Camus writes, “At each of those moments when [Sisyphus] leaves the heights and gradually sinks toward the lairs of the gods, he is superior to his fate. He is stronger than his rock.” (p. 89) In that moment when Sisyphus goes back down the hill, Camus claims to have found a hidden hope. The repetition of pushing the rock might seem meaningless but Sisyphus, in choosing to go back down and doing it again, can claim to be happy. Camus says, “The struggle itself toward the heights is enough to fill a man’s heart. One must imagine Sisyphus happy.” (p. 91)

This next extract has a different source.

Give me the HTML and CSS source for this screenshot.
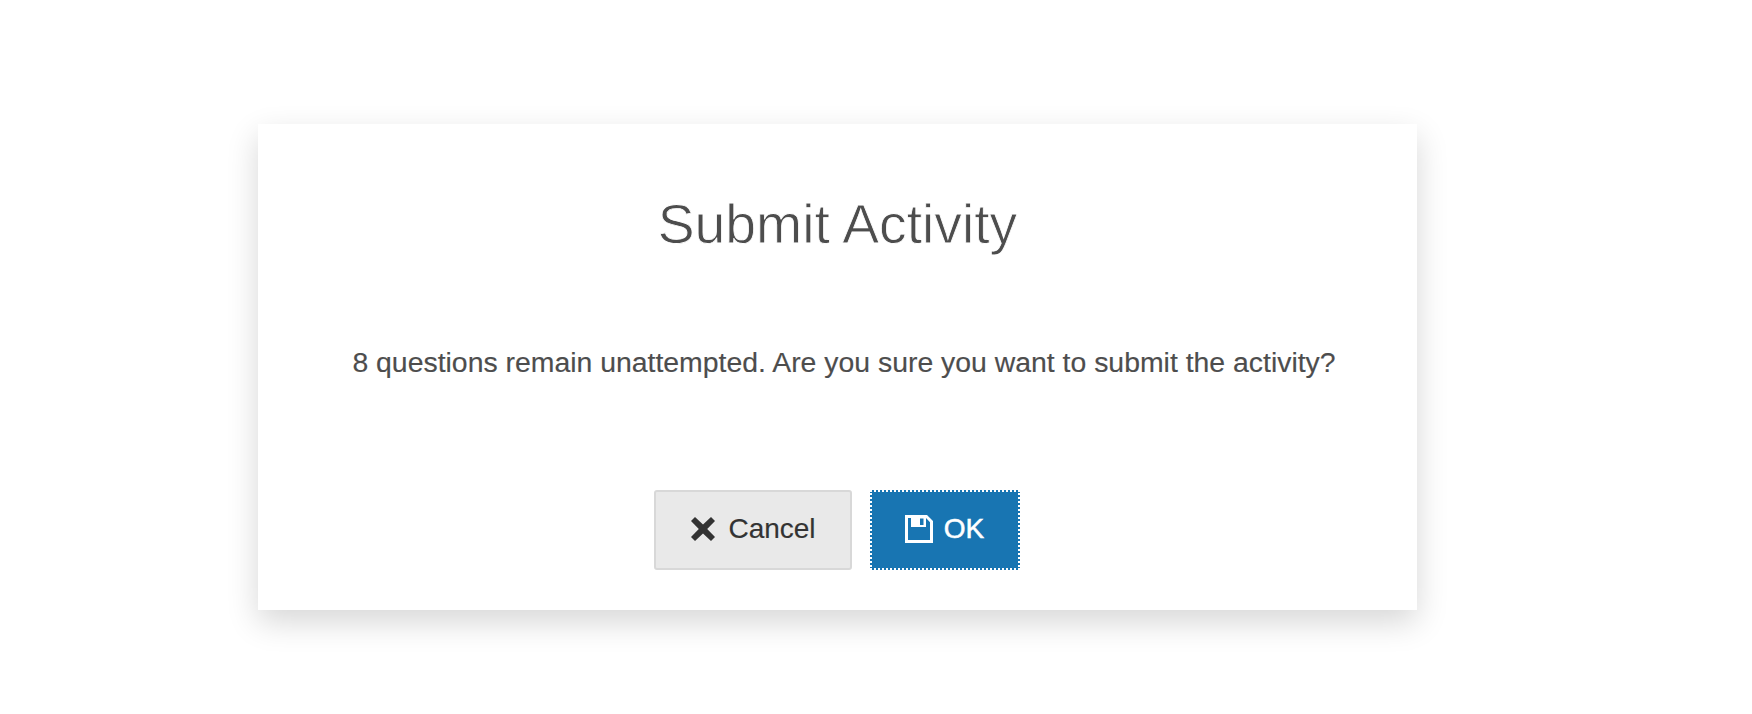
FILE: index.html
```html
<!DOCTYPE html>
<html lang="en">
<head>
<meta charset="utf-8">
<title>Submit Activity</title>
<link rel="stylesheet" href="styles.css">
</head>
<body>
<div class="modal">
  <h1 class="title">Submit Activity</h1>
  <p class="message">8 questions remain unattempted. Are you sure you want to submit the activity?</p>
  <div class="actions">
    <button class="btn btn-cancel" type="button">
      <svg class="icon-x" viewBox="0 0 24 24" aria-hidden="true"><path d="M4 0 L12 7.6 L20 0 L24 4 L16.2 12 L24 20 L20 24 L12 16.4 L4 24 L0 20 L7.8 12 L0 4 Z"/></svg>
      <span>Cancel</span>
    </button>
    <button class="btn btn-ok" type="button">
      <svg class="icon-save" viewBox="0 0 28 28" aria-hidden="true"><path fill-rule="evenodd" d="M0 0 H22 L28 6 V28 H0 Z M3 3 V25 H25 V7.2 L21 3 V12 H6 V3 Z M15 3.5 V10 H18.5 V3.5 Z"/></svg>
      <span>OK</span>
    </button>
  </div>
</div>
</body>
</html>
```

FILE: styles.css
```css
* { box-sizing: border-box; }
html, body { height: 100%; }
body {
  margin: 0;
  background: #fff;
  font-family: "Liberation Sans", Arial, sans-serif;
  color: #4d4d4d;
  padding: 124px 0 0 258px;
}
.modal {
  width: 1159px;
  height: 486px;
  background: #fff;
  box-shadow: 0 12px 30px rgba(0, 0, 0, 0.16);
  padding: 65px 0 0;
  display: flex;
  flex-direction: column;
  align-items: center;
}
.title {
  margin: 0;
  font-family: "Liberation Sans", Arial, sans-serif;
  font-weight: 400;
  font-size: 55.3px;
  line-height: 70px;
  color: #4d4d4d;
  -webkit-text-stroke: 0.8px #fff;
}
.message {
  margin: 83px 0 0 13px;
  font-size: 28.4px;
  line-height: 40px;
  -webkit-text-stroke: 0.15px #4d4d4d;
}
.actions {
  margin-top: 108px;
  margin-right: 2px;
  display: flex;
  gap: 18px;
}
.btn {
  height: 80px;
  display: flex;
  align-items: center;
  justify-content: center;
  font-family: "Liberation Sans", Arial, sans-serif;
  font-size: 28px;
  border-radius: 3px;
  padding: 0 0 2px;
}
.btn-cancel {
  width: 198px;
  gap: 13px;
  padding-left: 2px;
  background: #e9e9e9;
  border: 2px solid #d8d8d8;
  color: #333;
  -webkit-text-stroke: 0.15px #333;
}
.btn-ok {
  width: 150px;
  gap: 11px;
  background: #1875b2;
  border: 2px dotted #fff;
  border-radius: 0;
  color: #fff;
  -webkit-text-stroke: 0.5px #fff;
}
.icon-x { width: 24px; height: 24px; fill: #333; }
.icon-save { width: 28px; height: 28px; fill: #fff; }
```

What is Camus getting at here? He is arguing that it is actually defiant for Sisyphus to do the mindless task in joy. Rather than the gods cursing him to do this drudgery, Sisyphus says he likes it. Camus is essentially saying that the punishment ceases to be a punishment when Sisyphus chooses for himself the fate of rolling the rock. To put it in another context, it is like the boss firing the employee. What can the employee do to retaliate? He can say, “You can’t fire me, I quit!” The same is true for Sisyphus who says to the gods: “You can’t make me suffer with pushing a rock up a hill, I like it! In fact, I choose to do it every day for the rest of my life!” 

Camus is essentially saying that the punishment ceases to be a punishment when Sisyphus chooses for himself the fate of rolling the rock.

Camus connects this myth to the common worker. He says, “If this myth is tragic, that is because its hero is conscious. Where would his torture be, indeed, if at every step the hope of succeeding upheld him? The workman of today works everyday in his life at the same tasks, and his fate is no less absurd.” (p. 90) Camus says that the punishment of Sisyphus is a picture of man’s life locked in toiling every day without end.  

Repetition Is Hope

In the Christian worldview, the reality of repetition in the world does not necessitate hopeless fate. There is a hidden assumption in modern thinking that we must question. G. K. Chesterton puts his finger on it when he writes, “All the towering materialism which dominates the modern mind rests ultimately upon one assumption; a false assumption. It is supposed that if a thing goes on repeating itself it is probably dead; a piece of clockwork.” (p. 69)

Simply because something happens again doesn’t mean it is mindless.

Why assume that repetition is meaningless? Simply because something happens again doesn’t mean it is mindless. Rather, repetition is evidence of meaning. A mother bird leaves her nest for food and returns because she has dinner for her family. She does this each day because she is alive. A dead bird does not bring home dinner each night. Things that are dead do not repeat. 

The sun rises and the sun sets because it is alive. God is active and engaged in reality and we see it every morning. The repetitions we see in time, history, and seasons are because God is telling a story and He is an engaging storyteller. The patterns we see in the world is one of the ways that we know God is in charge. He loves telling the same kinds of stories over and over again. The world is full of patterns and God has made it this way so we can learn the patterns and learn how to live in line with the patterns.